You can run a 30A circuit using a dryer outlet, and make a short adapter
cord to get your 20A outlets. Doesn't military equipment use twistlok
power connectors, and other weird stuff? ( so you might need adapters
They often have no connector at all. I can have a dryer outlet and a
adaptor, as you suggested. I am surprised that I cannot mix such
outlets, there seems to be no harm in that, as long as the circuit is
good enough for the biggest outlet.
Using adapters off of over sized outlets is poor practice at best. The
entire purpose of Over Current Protective Devices (OCPDs) is to limit
the current to amounts that the circuit AND THE CONNECTED LOADS can
carry. If a piece of equipment you are testing is jammed it will draw a
very high current that is called the "locked rotor current." The
overload protective device associated with the motor should open in time
to protect the equipments wiring from disastrous and destructive heating
but if it does not the size of the OCPD that protects the circuit that
supplies the outlet is the only remaining defense against an equipment
burn down. The US NEC specifically forbids connecting undersized
outlets to circuits. The schedule of outlet ratings and circuit sizes
is laid out in Table 210.21(B)(3).
Thank you for your well informed opinion. Just today I blew circuit
breakers in the garage and kitchen due to running some stuff like a
heater and a compressor. I think that I will splurge and install a
real subpanel in the garage, and then a few outlets, 110 and
220v. This subpanel should also be protected by circuit breaker at the
main panel, is that right?
Yes and no. No in that the breaker at the main panel protects the
cable(s) running to the sub panel, not the panel, or its circuits, but
just that cable run feeding it.
Yes, in that it will have the effect of a shut off for the sub panel,
but that isn't its intent.
You don't need a breaker that shuts off the whole sub-panel, in
addition, you can have only the breakers you need for circuits.
The only code compliant way to use the same circuit to supply both
twenty and thirty ampere loads is to run a feeder that supplies Over
Current Protective Devices (OCPDs) that will protect the different size
circuits. The easiest way to do that is to run a feeder to a sub panel
in the garage. You need to figure out what is the largest sum of the
loads that you would want to run simultaneously and would any of those
loads need to run for more than three hours at a stretch. If the
equipment you are testing is electric motor driven then you take 1.25
times the largest motor load plus all of the remaining load to get the
ampacity of the feeder that you will need to supply those loads. Any
load that will run for more than three hours at a time should also be
multiplied by 1.25 before adding it to the other loads.
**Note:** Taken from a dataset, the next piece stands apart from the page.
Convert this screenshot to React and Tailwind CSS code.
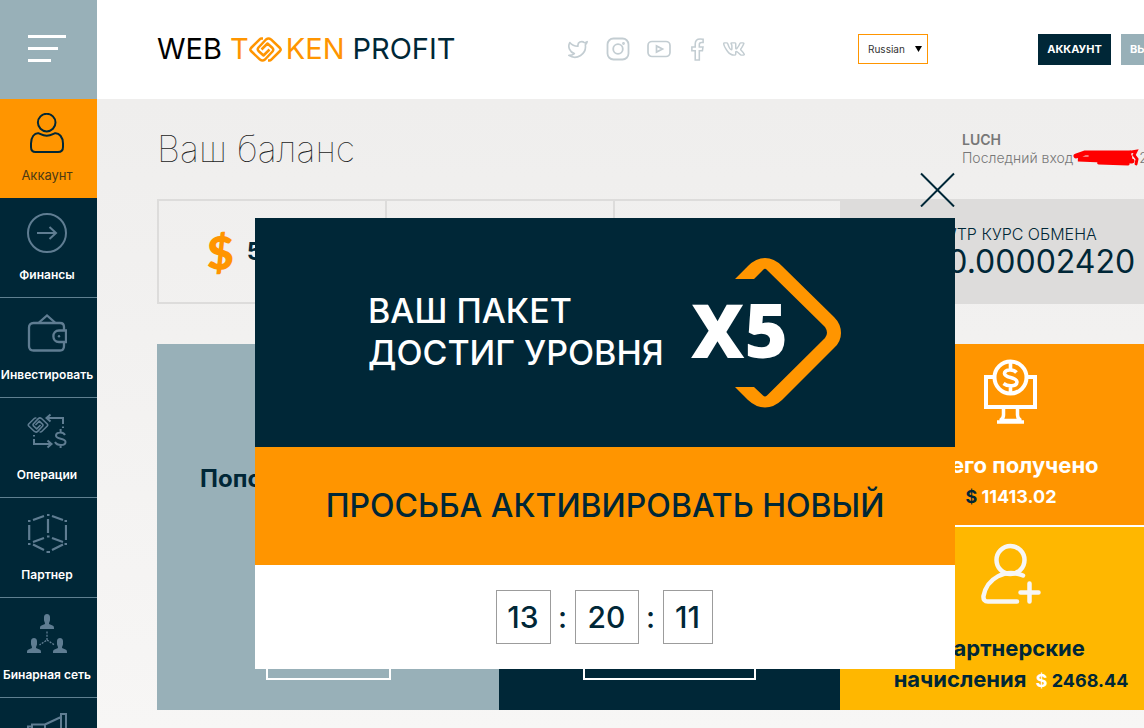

Thanks. I think that I will provide a single 30A outlet, and also will
buy an extra dryer cord and add a 20A outlet to its end. I
have no idea what will be the electrical equipment to be connected to
this circuit, so I want to have a lot of capacity.
It won't cost that much to run your thirty ampere circuit to a small six
slot sub panel with three double pole breakers for a thirty, twenty, and
fifteen ampere outlets. Limiting the supplied current to what the
device under test should run on may well prevent a lot of additional
damage if the unit being tested fails the smoke test when you first
They make surface mount fuse holders, for screw in fuses. You could use
one to protect a sub service, or for individual device protection. Then
the 15 amp outlet could be protected at that level.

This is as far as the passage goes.